I got home and let it sit a while - brakes can get hot. I broke the lugnuts loose and put it in the air. Remember saftey - I put a jackstand right under the frame. Again, I also put a 2x4 under the rear tire. Once you get the car in the air, turn the steering to the right for the drivers side (left for the passenger) to expose the caliper. Finish taking the tire off.

   

These calipers use a 3/8" allen wrench. I used a socket with that size on the end. The bolt heads are on the backside of the caliper (another good reason to turn the tire - I smashed one socket wrench by not doing it - there just isn't enough room). There are two bolts - one at the top, one at the bottom. When you pull them out, make sure not to lose the metal spacers or rubber washers (if they come out).

   

Now pull on the caliper, and it should come off the rotor. I had to use a big screwdriver to pry mine loose. Once it gets loose, flip it upside down and set it on top of the rotor - be careful of the brakeline! One way is easy to flip, the other way puts a kink in the line - so if it doesn't want to flip, try the other way. Once you do this, run your fingers along the front and rear of the rotors. You are checking for any deep scratches or extreme waviness. I have several gouges on the backside of my rotor, and I will have them turned after winter when I get my next set of pads. Pull the pads out of the caliper.

   

Make sure there isn't extreme unevenness in the way they have worn. They should be more or less equal on the front and the rear, and should roughly also be about the same thickness. Compare them to your new pads to make sure they are the same size and shape, with the same mounting holes. Just for comparison, I took pictures of the new and old pads, and the thickness. The far right is my inside pad - it wore down the rivets, and that is what gouged my rotor. Next time I won't wake three weeks before doing them.

      

There is a clip on the inside pad. Remove this clip carefully - you need to reuse it on the new pad. I pried the side with two teeth up and it pulled right off. When you install it on the new pad, the single tooth side "hooks" on the bottom of the pad, and the two teeth side snaps into place. Put this clip on the new pad with the squeaker in the same spot (in my case, towards the back).

   

There is still one use for your old pads. Take the inside pad and put it back in the caliper. Now get a big c-clamp and tighten it against the back of the caliper. The piston needs to be pushed back since there are no longer worn pads in the caliper. If you go up a bit, there is a picture of the piston out. Tighten until the piston is flush with the caliper. Put the new pads in, with the clip going into the piston.

   

Clean up the bolts your previously pulled out (wirebrush the threads). Also, if the metal spacers came out, grease them. There is actually a rubber washer in the hole that is around this spacer. Mine happen to be missing, but I lubed the spacers before I checked for the washers - yet another thing to replace after winter. These actually keep the calipers from bouncing around. Flip the caliper back around, and slid it back over the rotor. You may need to pry the pads around to get the bolts to go in, but usually it's fairly easy.

   

Do the other side the same way. When you're done, pump the pedal a few time to seat the pads. Take it around the block and make sure there are no wierd noises or vibrations. Do a few gentle brakes and a few hard brakes to make sure everything is working. Also check the fluid - when you compress the pistons, you push fluid back into the reservoir.
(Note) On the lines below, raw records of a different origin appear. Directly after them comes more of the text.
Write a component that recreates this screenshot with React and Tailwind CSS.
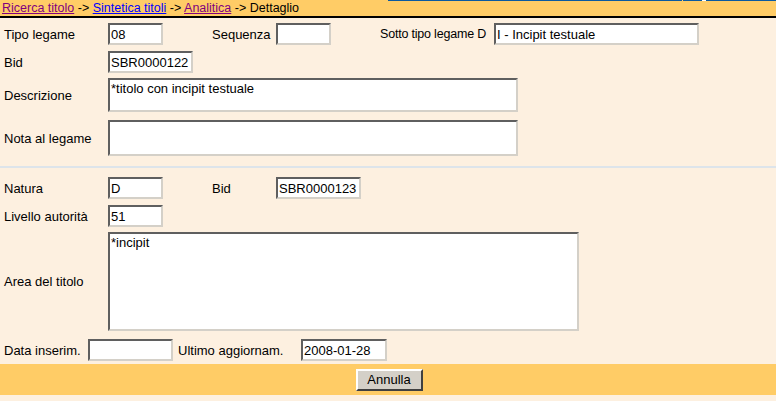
import React from "react";

const font = { fontFamily: '"Liberation Sans", Arial, sans-serif' };

function Input({ w, value, h = "h-[22px]" }) {
  return (
    <div
      className={`${w} ${h} shrink-0 bg-white border-2 border-t-[#5f5f5f] border-l-[#5f5f5f] border-b-[#d4d0c8] border-r-[#d4d0c8] flex items-center pl-[1px] text-[13px] text-black leading-none whitespace-nowrap overflow-hidden`}
    >
      {value}
    </div>
  );
}

function Area({ w, h, value }) {
  return (
    <div
      className={`${w} ${h} shrink-0 bg-white border-2 border-t-[#5f5f5f] border-l-[#5f5f5f] border-b-[#d4d0c8] border-r-[#d4d0c8] pl-[1px] pt-[1px] text-[13px] text-black leading-[15px]`}
    >
      {value}
    </div>
  );
}

function Label({ children, w = "w-[104px]" }) {
  return <div className={`${w} shrink-0 text-[13px] text-black leading-none whitespace-nowrap`}>{children}</div>;
}

export default function App() {
  return (
    <div className="w-[776px] h-[401px] bg-[#fdf0e0] overflow-hidden flex flex-col" style={font}>
      <div className="h-[18px] shrink-0 bg-[#ffcc66] border-b-2 border-black relative">
        <div className="absolute top-0 left-[388px] right-0 h-[1px] bg-[#0b5aa0]" />
        <div className="absolute top-0 left-[682px] w-[1px] h-[1px] bg-[#ffcc66]" />
        <div className="absolute top-0 left-[702px] w-[4px] h-[1px] bg-white" />
        <div className="pl-[2px] text-[12.5px] leading-[16px] text-black whitespace-nowrap">
          <span className="text-[#800080] underline">Ricerca titolo</span> -&gt;{" "}
          <span className="text-[#0000ff] underline">Sintetica titoli</span> -&gt;{" "}
          <span className="text-[#800080] underline">Analitica</span> -&gt; Dettaglio
        </div>
      </div>

      <div className="flex items-center mt-[5px] pl-[4px]">
        <Label>Tipo legame</Label>
        <Input w="w-[55px]" value="08" />
        <div className="w-[49px] shrink-0" />
        <Label w="w-[64px]">Sequenza</Label>
        <Input w="w-[55px]" value="" />
        <div className="w-[49px] shrink-0" />
        <Label w="w-[114px]">
          <span className="text-[12.5px] tracking-[-0.2px]">Sotto tipo legame D</span>
        </Label>
        <Input w="w-[205px]" value="I - Incipit testuale" />
      </div>

      <div className="flex items-center mt-[6px] pl-[4px]">
        <Label>Bid</Label>
        <Input w="w-[85px]" value="SBR0000122" />
      </div>

      <div className="flex items-center mt-[5px] pl-[4px]">
        <Label>Descrizione</Label>
        <Area w="w-[410px]" h="h-[34px]" value="*titolo con incipit testuale" />
      </div>

      <div className="flex items-center mt-[8px] pl-[4px]">
        <Label>Nota al legame</Label>
        <Area w="w-[410px]" h="h-[36px]" value="" />
      </div>

      <div className="mt-[10px] h-[2px] shrink-0 bg-[#dde4ea]" />

      <div className="flex items-center mt-[9px] pl-[4px]">
        <Label>Natura</Label>
        <Input w="w-[55px]" value="D" />
        <div className="w-[49px] shrink-0" />
        <Label w="w-[64px]">Bid</Label>
        <Input w="w-[85px]" value="SBR0000123" />
      </div>

      <div className="flex items-center mt-[6px] pl-[4px]">
        <Label>Livello autorità</Label>
        <Input w="w-[55px]" value="51" />
      </div>

      <div className="flex items-center mt-[5px] pl-[4px]">
        <Label>Area del titolo</Label>
        <Area w="w-[471px]" h="h-[99px]" value="*incipit" />
      </div>

      <div className="flex items-center mt-[8px] pl-[4px]">
        <Label w="w-[84px]">Data inserim.</Label>
        <Input w="w-[85px]" value="" />
        <div className="w-[5px] shrink-0" />
        <Label w="w-[123px]">Ultimo aggiornam.</Label>
        <Input w="w-[86px]" value="2008-01-28" />
      </div>

      <div className="mt-[3px] h-[31px] shrink-0 bg-[#ffcc66] flex items-center justify-center">
        <button
          className="w-[67px] h-[22px] ml-[2px] bg-[#d4d0c8] text-[13px] text-black leading-none border-2 border-t-white border-l-white border-b-[#404040] border-r-[#404040]"
          style={font}
        >
          Annulla
        </button>
      </div>
    </div>
  );
}
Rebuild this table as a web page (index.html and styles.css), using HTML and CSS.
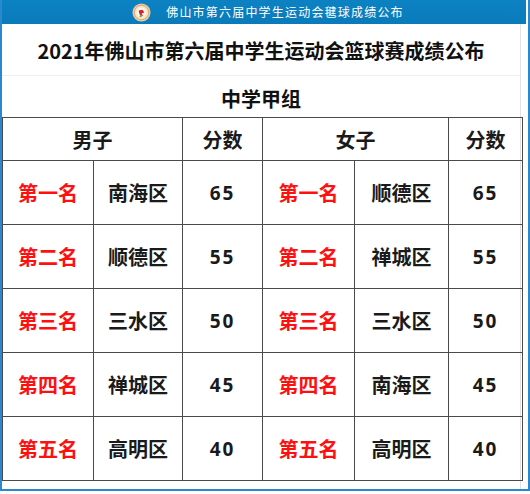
FILE: index.html
```html
<!DOCTYPE html>
<html lang="zh">
<head>
<meta charset="utf-8">
<link rel="stylesheet" href="styles.css">
</head>
<body>
<div class="window">
  <div class="banner">
    <svg class="logo" width="19" height="19" viewBox="0 0 20 20">
      <circle cx="10" cy="10" r="9.5" fill="#e9c9a0"/>
      <circle cx="10" cy="10" r="7.5" fill="#f4e6cf" stroke="#d9a56a" stroke-width="1"/>
      <circle cx="10" cy="10" r="5" fill="#fff5e8"/>
      <path d="M7 8 L11 7 L13 10 L10 11 L12 14 L8 12 Z" fill="#d4202a"/>
      <path d="M9 12 L11 14 L8 15 Z" fill="#3a9a3a"/>
    </svg>
    <span class="banner-text">佛山市第六届中学生运动会毽球成绩公布</span>
  </div>
  <div class="content">
    <h1 class="title">2021年佛山市第六届中学生运动会篮球赛成绩公布</h1>
    <h2 class="group">中学甲组</h2>
    <table class="scores">
      <colgroup>
        <col class="c1"><col class="c2"><col class="c3"><col class="c4"><col class="c5"><col class="c6">
      </colgroup>
      <tr class="head">
        <th colspan="2">男子</th><th>分数</th><th colspan="2">女子</th><th>分数</th>
      </tr>
      <tr><td class="rank">第一名</td><td>南海区</td><td class="num">65</td><td class="rank">第一名</td><td>顺德区</td><td class="num">65</td></tr>
      <tr><td class="rank">第二名</td><td>顺德区</td><td class="num">55</td><td class="rank">第二名</td><td>禅城区</td><td class="num">55</td></tr>
      <tr><td class="rank">第三名</td><td>三水区</td><td class="num">50</td><td class="rank">第三名</td><td>三水区</td><td class="num">50</td></tr>
      <tr><td class="rank">第四名</td><td>禅城区</td><td class="num">45</td><td class="rank">第四名</td><td>南海区</td><td class="num">45</td></tr>
      <tr><td class="rank">第五名</td><td>高明区</td><td class="num">40</td><td class="rank">第五名</td><td>高明区</td><td class="num">40</td></tr>
    </table>
  </div>
</div>
</body>
</html>
```
FILE: styles.css
```css
html, body {
  margin: 0;
  padding: 0;
  background: #ffffff;
  font-family: "Noto Sans CJK SC", "Noto Sans", sans-serif;
}
.window {
  width: 526px;
  height: 489px;
  border-left: 2px solid #2a88d0;
  border-right: 2px solid #2a88d0;
  border-bottom: 2px solid #2a88d0;
  box-sizing: content-box;
  overflow: hidden;
}
.banner {
  height: 24px;
  margin-left: -2px;
  width: 526px;
  background: linear-gradient(#0c82c2, #0a7bba);
  display: flex;
  align-items: center;
  justify-content: center;
  gap: 15px;
}
.logo {
  display: block;
  margin-left: 10px;
}
.banner-text {
  color: #ffffff;
  font-size: 12px;
  letter-spacing: 1.2px;
  line-height: 24px;
}
.content {
  width: 518px;
  border-right: 1px solid #e2e2e2;
  height: 465px;
}
.title {
  margin: 0;
  height: 51px;
  line-height: 54px;
  font-size: 20px;
  font-weight: 700;
  color: #111;
  text-align: center;
  border-bottom: 1px solid #eeeeee;
}
.group {
  margin: 0;
  height: 41px;
  line-height: 46px;
  font-size: 20px;
  font-weight: 700;
  color: #111;
  text-align: center;
}
.scores {
  border-collapse: collapse;
  width: 520px;
  table-layout: fixed;
}
.c1 { width: 91px; }
.c2 { width: 89px; }
.c3 { width: 80px; }
.c4 { width: 92px; }
.c5 { width: 94px; }
.c6 { width: 74px; }
.scores th, .scores td {
  border: 1.5px solid #4a4a4a;
  text-align: center;
  padding: 0;
  font-size: 20px;
  font-weight: 700;
  color: #1a1a1a;
}
.scores tr.head th {
  height: 42px;
}
.scores td {
  height: 63px;
}
.scores td.rank {
  color: #ff1010;
}
.scores td.num {
  font-family: "Open Sans", "Noto Sans", sans-serif;
  letter-spacing: 2px;
  font-size: 19px;
}
```
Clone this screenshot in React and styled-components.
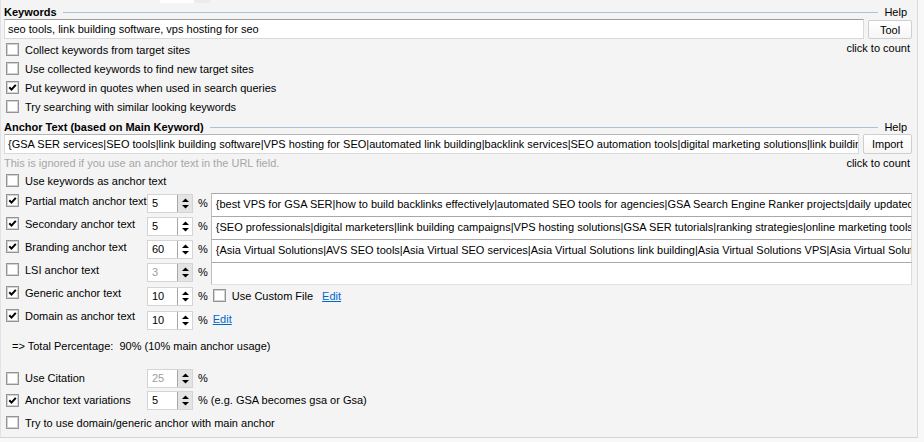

December 29, 2002: I finally got sick and tired of the rattling my brakes made, so I went down to Napa and picked up a set of bushings to go in them. It was around ten bucks for all eight. Needless to say, simple tasks end up being harder than the original. This took me longer to do than my brake pads did. To start, I pulled the tire and caliper off. I then dug the old bushings out. They were flat level with the caliper, giving no support to suppress the rattling. To see the difference, look at the right picture.

   

I then greased the new bushings and put them in. That was the easy part. Putting the metal sleeves back in the larger holes was horrible. I got one by hand, and the second one refused to go in. I eventually got it with a "Quick Clamp". Since this had soft rubber pads, it helped straighten the metal sleeve out when pressing it in. A c-clamp kept trying to put it in crooked and that would push the bushing back out. The second side was much easier once I figured this out. And it worked - no more rattles.